12 thoughts on “Lightening My Plein Air Pack

  1. RayMar also makes a wet panel carrier that weighs almost nothing, that holds up to 6 of the thin panels, stored back to back, in slots, and has a carrying strap. Wonderful product.

  2. I find that my paints are the heaviest bit, so i put paint on my palette ahead of time and only take extras of those colors I use a lot–Sap green, white, ultramarine etc. It depends on how long you’re out for, of course.

  3. I transport oil paintings with a plastic device that has 2 pointed ends and is about 1 1/2″ long. I use 1 in each corner of the front of my painting then either use another stretched canvas or foam board face to face. The wet side is always inside. If you can’t find these, push pins will work. I also have a velcro strap with a handle that adjusts to the size of your canvas- easy to carry.

  4. Talk about minimal! I have a friend who made a TINY plein air watercolor kit that he can carry anywhere. He started with an old Altoids tin; added paint half-pan refills (maybe 6-7 colors), a telescoping brush, along with a cut-up piece of kitchen sponge. The lid is used as the palette. Unlined 3×5 cards for the support (you could also use a tiny watercolor paper pad), a couple of folded-up paper towels and a rubber band to hold it all together. He sticks that all in his shirt pocket and then uses a water bottle for the water supply (You could also use a small squirt bottle with a twist-down cap instead). Since it’s so small, you could use a small photo album to display all your finished paintings, while keeping them neat and organized. He loves it, and paints in cafe’s, museums, aircraft carriers, etc.

  5. I have found the Paint Saver Palette available from FineArtTech.com to be not only most helpful in lightening my pack, but also saving me from wasting unused paint, by being able to safely store it in the freezer when finished.

  6. In Australia the main problem when plein air painting is insects , so I always use a hat with a net attached to keep those pesky bugs out of my eyes and mouth. Those few that stick to the paint (oils) can easily be detached at home. (they seem to prefer humans to oils though and can be extremely distracting). I do take a lightweight easel with extra long picks attached to feet to set it deep into the ground, so the wind cannot pick it up and fly off with it. I also take a small lightweight digital camera for shots in every direction as light changes so quickly .
    Thanks for sharing .

  7. The Niji waterbrush is a great tool for plein air sketching. It’s a synthetic brush with a water reservoir in the handle; a squeeze wets the brush or adds a drop of water to your palette. Comes in a range of sizes and shapes–very handy!

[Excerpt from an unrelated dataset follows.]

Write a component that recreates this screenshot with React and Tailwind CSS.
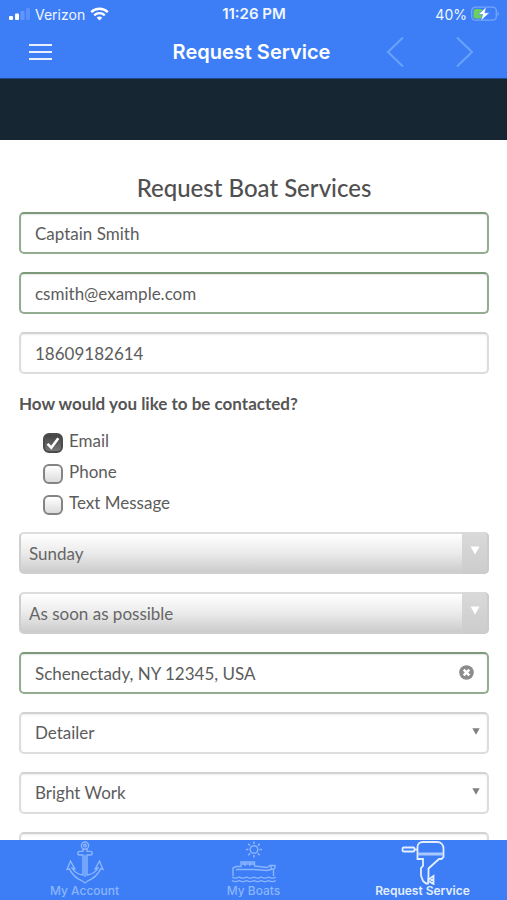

  8. The Niji waterbrush is a great tool for plein air sketching. It’s a synthetic brush with a water reservoir in the handle; a squeeze wets the brush or adds a drop of water to your palette. Comes in a range of sizes and shapes–very handy!

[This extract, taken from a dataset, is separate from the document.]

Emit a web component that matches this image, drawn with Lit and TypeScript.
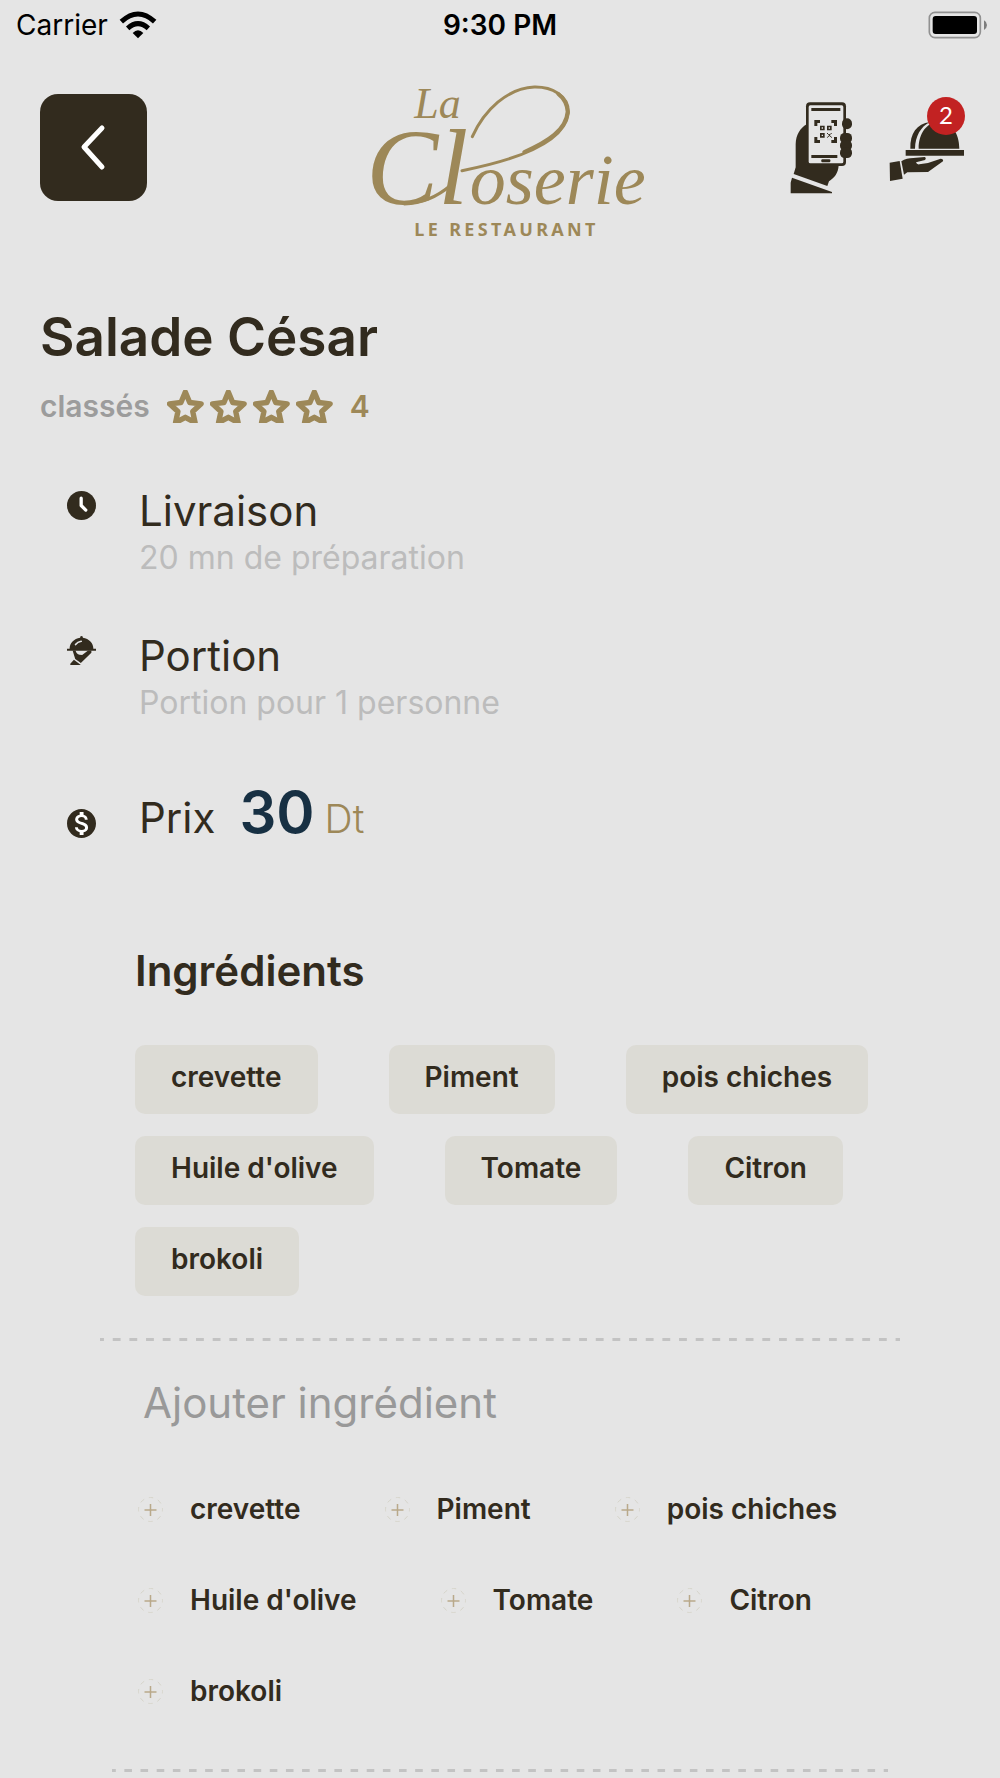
import { LitElement, html, css } from "lit";
import { customElement, property } from "lit/decorators.js";

const INGREDIENTS = ["crevette", "Piment", "pois chiches", "Huile d'olive", "Tomate", "Citron", "brokoli"];

const clockIcon = html`<svg class="glyph" viewBox="0 0 88 88" aria-hidden="true">
  <circle cx="44" cy="44" r="44" fill="#322b1e" />
  <path d="M43 22v22l14 14" fill="none" stroke="#fff" stroke-width="10" stroke-linecap="round" stroke-linejoin="round" />
</svg>`;

const portionIcon = html`<svg class="glyph" viewBox="80 498 88 88" aria-hidden="true">
  <path fill="#322b1e" d="M88 537c0-18 13-31 32-34v-3q4-4 8 0v3c19 3 32 16 32 34h8v6H80v-6z" />
  <path fill="none" stroke="#e5e5e5" stroke-width="5" stroke-linecap="round" d="M106 524q6-8 17-10" />
  <path fill="#322b1e" d="M97 542h9q2 10 12 13l8 1 18-14h10v7l-32 31-17-12zM90 586v-4l11-12 21 16z" />
</svg>`;

const priceIcon = html`<svg class="glyph" viewBox="2 2 20 20" aria-hidden="true">
  <circle cx="12" cy="12" r="9" fill="#fff" />
  <path fill="#322b1e" d="M12 2C6.48 2 2 6.48 2 12s4.48 10 10 10 10-4.48 10-10S17.52 2 12 2zm1.41 16.09V20h-2.67v-1.93c-1.71-.36-3.16-1.46-3.27-3.4h1.96c.1 1.05.82 1.87 2.65 1.87 1.96 0 2.4-.98 2.4-1.59 0-.83-.44-1.61-2.67-2.14-2.48-.6-4.18-1.62-4.18-3.67 0-1.72 1.39-2.84 3.11-3.21V4h2.67v1.95c1.86.45 2.79 1.86 2.85 3.39H14.3c-.05-1.11-.64-1.87-2.22-1.87-1.5 0-2.4.68-2.4 1.64 0 .84.65 1.39 2.67 1.91s4.18 1.39 4.18 3.91c-.02 1.83-1.38 2.83-3.12 3.16z" />
</svg>`;

@customElement("status-bar")
export class StatusBar extends LitElement {
  static styles = css`
    :host {
      display: grid;
      grid-template-columns: 1fr auto 1fr;
      align-items: center;
      height: 50px;
      padding: 0 12px;
      font: 400 28px/50px Inter, sans-serif;
      color: #000;
    }
    .carrier { display: flex; align-items: center; gap: 11px; padding-left: 4px; }
    .wifi { width: 38px; height: 28px; }
    .time { font-weight: 600; }
    .battery { width: 60px; height: 28px; justify-self: end; }
  `;
  render() {
    return html`
      <div class="carrier">
        <span>Carrier</span>
        <svg class="wifi" viewBox="359 29 114 84" role="img" aria-label="Wi-Fi">
          <path d="M366 61Q416 15 466 61M385 81Q416 53 447 81" fill="none" stroke="#000" stroke-width="15" />
          <path d="M400 95Q416 79 432 95L416 111z" />
        </svg>
      </div>
      <time class="time">9:30 PM</time>
      <svg class="battery" viewBox="474 30 180 84" role="img" aria-label="Batterie pleine">
        <rect x="478" y="34" width="153" height="76" rx="17" fill="none" stroke="#919191" stroke-width="5" />
        <rect x="488" y="45" width="133" height="54" rx="9" />
        <path d="M642 58q9 5 9 14t-9 15z" fill="#7d7d7d" />
      </svg>
    `;
  }
}

@customElement("brand-logo")
export class BrandLogo extends LitElement {
  static styles = css`
    :host { display: block; width: 290px; }
    .art { display: block; width: 100%; height: auto; fill: #9d8858; }
    .script { font-family: "Liberation Serif", serif; font-style: italic; }
    .small { font-size: 132px; }
    .large { font-size: 324px; }
    .body { font-size: 216px; }
    .tagline { font: 700 54px "Noto Sans", sans-serif; letter-spacing: 10px; }
    .swash { fill: none; stroke: #9d8858; stroke-width: 9; stroke-linecap: round; }
    .bold { stroke-width: 12; }
  `;
  render() {
    return html`<svg class="art" viewBox="21 0 870 516" role="img" aria-label="La Closerie, le restaurant">
      <text class="script small" x="190" y="144">La</text>
      <text class="script large" x="46" y="402">Cl</text>
      <text class="script body" x="356" y="402">oserie</text>
      <path class="swash" d="M333 302C470 275 640 225 652 130C655 75 600 50 550 51C470 54 400 120 364 200" />
      <path class="swash bold" d="M520 246C590 215 646 180 650 125C648 100 640 86 622 72" />
      <path class="swash" d="M160 402C215 400 262 378 300 345" />
      <text class="tagline" x="190" y="497">LE RESTAURANT</text>
    </svg>`;
  }
}

@customElement("app-header")
export class AppHeader extends LitElement {
  @property({ type: Number }) orders = 2;
  static styles = css`
    :host {
      display: grid;
      grid-template-columns: 1fr auto 1fr;
      align-items: start;
      padding: 20px 34px 0 40px;
    }
    button { border: 0; padding: 0; background: none; cursor: pointer; }
    .back {
      display: grid;
      place-items: center;
      width: 107px;
      height: 107px;
      margin-top: 24px;
      border-radius: 18px;
      background: #322b1e;
    }
    .chevron { width: 28px; height: 48px; }
    .actions { display: flex; justify-self: end; gap: 32px; margin-top: 24px; }
    .action { position: relative; display: block; height: 100px; color: #322b1e; }
    .action svg { display: block; height: 100px; }
    .scan svg { width: 66px; }
    .order svg { width: 80px; }
    .badge {
      position: absolute;
      top: 3px;
      right: 1px;
      width: 38px;
      height: 38px;
      border-radius: 50%;
      background: #c22222;
      color: #fff;
      font: 400 24px/36px Lato, sans-serif;
      text-align: center;
    }
  `;
  render() {
    return html`
      <button class="back" aria-label="Retour">
        <svg class="chevron" viewBox="0 0 28 48" aria-hidden="true">
          <path d="M22 4L4 23l18 20" fill="none" stroke="#fff" stroke-width="5" stroke-linecap="round" stroke-linejoin="round" />
        </svg>
      </button>
      <brand-logo></brand-logo>
      <div class="actions">
        <button class="action scan" aria-label="Scanner le code">
          <svg viewBox="54 282 198 300" fill="currentColor" aria-hidden="true">
            <path d="M110 373C90 385 78 405 77 432V502L71 522L172 558L177 544C192 535 205 520 206 496L110 490zM66 533L186 576V580H62V548z" />
            <rect x="108" y="307" width="120" height="191" rx="12" />
            <rect x="116" y="316" width="104" height="174" rx="5" fill="#e5e5e5" />
            <rect x="216" y="355" width="30" height="33" rx="15" />
            <rect x="210" y="399" width="36" height="31" rx="14" />
            <rect x="210" y="421" width="36" height="31" rx="14" />
            <rect x="210" y="443" width="36" height="31" rx="14" />
            <path d="M124 324h87v9h-87zM124 465h78v9h-78z" />
            <rect x="154" y="478" width="27" height="9" rx="3" />
            <path d="M133 360h17v9h-8v9h-9zM201 360h-17v9h8v9h9zM133 429h17v-9h-8v-9h-9zM201 429h-17v-9h8v-9h9z" />
            <path fill-rule="evenodd" d="M150 377h14v14h-14zm5 5v4h4v-4zM171 377h14v14h-14zm5 5v4h4v-4zM150 399h14v14h-14zm5 5v4h4v-4z" />
            <path d="M171 399l5 5h4l5-5M172 413l5-6h3l5 6" fill="none" stroke="currentColor" stroke-width="3" />
          </svg>
        </button>
        <button class="action order" aria-label="Commandes">
          <svg viewBox="348 282 240 300" fill="currentColor" aria-hidden="true">
            <path d="M446 446C446 400 470 366 508 366C545 366 568 400 568 446zM421 446C420 400 440 371 480 366C452 380 436 408 435 446z" />
            <path d="M407 450H582V467H407z" />
            <path d="M359 488L389 483L398 536L360 543zM394 484Q410 474 430 474L464 471Q470 474 465 480L438 487Q440 494 448 493L474 489L512 476Q521 476 519 484L474 516L412 517L402 524z" />
          </svg>
          <span class="badge">${this.orders}</span>
        </button>
      </div>
    `;
  }
}

@customElement("app-root")
export class AppRoot extends LitElement {
  static styles = css`
    :host {
      display: block;
      min-height: 100vh;
      overflow: hidden;
      background: #e5e5e5;
      color: #322b1e;
      font-family: Inter, sans-serif;
    }
    h1, h2, p, ul { margin: 0; padding: 0; }
    ul { list-style: none; }
    .summary { padding: 61px 40px 0; }
    .title { font-size: 53px; line-height: 68px; font-weight: 600; }
    .rating { display: flex; align-items: center; gap: 17px; height: 40px; margin-top: 15px; font-size: 30px; line-height: 40px; font-weight: 600; color: #9d8858; }
    .rated { color: #9c9c9c; }
    .stars { display: flex; gap: 6px; }
    .star { width: 37px; height: 33px; }
    .facts { padding: 0 67px; margin-top: 61px; }
    .fact { display: flex; gap: 43px; height: 145px; }
    .glyph { width: 29px; height: 29px; margin-top: 4px; flex: none; }
    .name { font-size: 42px; line-height: 48px; font-weight: 400; }
    .note { font-size: 32px; line-height: 46px; color: #bcbcbc; }
    .price { align-items: center; height: 70px; }
    .price .glyph { margin-top: 22px; }
    .amount { display: flex; align-items: baseline; gap: 24px; }
    .value { font-size: 58px; line-height: 70px; font-weight: 600; color: #173043; }
    .unit { font-size: 39px; font-weight: 300; color: #9d8858; margin-left: 10px; }
    .ingredients { padding: 0 100px 0 135px; margin-top: 98px; }
    .heading { font-size: 42px; line-height: 52px; font-weight: 600; }
    .chips { display: flex; flex-wrap: wrap; gap: 22px 71px; margin-top: 48px; }
    .chip { height: 69px; padding: 0 36px; border-radius: 10px; background: #dcdbd5; font-size: 28px; line-height: 65px; font-weight: 600; }
    .rule {
      height: 3px;
      margin: 42px 100px 0;
      background: linear-gradient(to right, #c3c3c3 0 22%, transparent 22% 78%, #c3c3c3 78%) 0 0 / calc(100% / 48) 3px repeat-x;
    }
    .rule.end { margin: 53px 112px 0; }
    .add { padding: 0 100px 0 138px; margin-top: 36px; }
    .subheading { margin-left: 5px; font-size: 42px; line-height: 52px; font-weight: 400; color: #999; }
    .options { display: flex; flex-wrap: wrap; gap: 42px 84px; margin-top: 56px; }
    .option { display: flex; align-items: center; gap: 27px; height: 49px; padding: 0; border: 0; background: none; color: inherit; font: 600 28px/49px Inter, sans-serif; cursor: pointer; }
    .plus { width: 25px; height: 25px; }
  `;

  private star() {
    return html`<svg class="star" viewBox="500 299 109 98" aria-hidden="true">
      <path d="M554 305L567 336L601 340L576 363L583 396L554 380L525 396L532 363L507 340L541 336z" fill="none" stroke="#9d8858" stroke-width="16" stroke-linejoin="round" />
    </svg>`;
  }

  private plus() {
    return html`<svg class="plus" viewBox="0 0 50 50" aria-hidden="true">
      <circle cx="25" cy="25" r="24" fill="none" stroke="#d6d4ca" stroke-width="2" stroke-dasharray="9 10" stroke-dashoffset="5" />
      <path d="M25 14v24M13 26h24" stroke="#b9a98a" stroke-width="3" />
    </svg>`;
  }

  render() {
    return html`
      <status-bar></status-bar>
      <app-header></app-header>
      <main>
        <section class="summary">
          <h1 class="title">Salade César</h1>
          <div class="rating">
            <span class="rated">classés</span>
            <span class="stars">${[1, 2, 3, 4].map(() => this.star())}</span>
            <span>4</span>
          </div>
        </section>
        <section class="facts">
          <div class="fact">
            ${clockIcon}
            <div>
              <h2 class="name">Livraison</h2>
              <p class="note">20 mn de préparation</p>
            </div>
          </div>
          <div class="fact">
            ${portionIcon}
            <div>
              <h2 class="name">Portion</h2>
              <p class="note">Portion pour 1 personne</p>
            </div>
          </div>
          <div class="fact price">
            ${priceIcon}
            <div class="amount">
              <h2 class="name">Prix</h2>
              <p><span class="value">30</span><span class="unit">Dt</span></p>
            </div>
          </div>
        </section>
        <section class="ingredients">
          <h2 class="heading">Ingrédients</h2>
          <ul class="chips">${INGREDIENTS.map((name) => html`<li class="chip">${name}</li>`)}</ul>
        </section>
        <div class="rule"></div>
        <section class="add">
          <h2 class="subheading">Ajouter ingrédient</h2>
          <ul class="options">
            ${INGREDIENTS.map((name) => html`<li><button class="option">${this.plus()}<span>${name}</span></button></li>`)}
          </ul>
        </section>
        <div class="rule end"></div>
      </main>
    `;
  }
}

  9. I almost exclusively paint on the trail. My watercolor kit is based on a kit of supplies I read about in a book called “Watercolor Painting on the Trail,” by Judith Campbell and published by Appalachian Trail Club Books (1993). I carry a Windsor Newton Field Kit with half pans of Alizarin Crimson, Indian Yellow, Antwerp Blue, Warm Sepia, and Olive Green; adding two to three other colors I may need for a particular trip. I also carry a Niji Watercolor Brush, a half sheet of paper towel, and 4×6 Fabriano 140 lb cold press block of paper. Everything fits in a nylon stuff sack and goes in a pocket on the side of my pack. If I’m on a particularly long trip (5 days or longer), I may take a couple of 5 mil tubes, too. I usually paint after I’ve made camp or first thing in the morning before leaving. When I need more water I get it from my water bladder (Camelback). One thing I never forget to bring is a fully brimmed hat! I leave the sketch to dry in my tent or under my tarp, depending on which I’m sleeping under. The whole kit weighs about 15 oz, including the paper.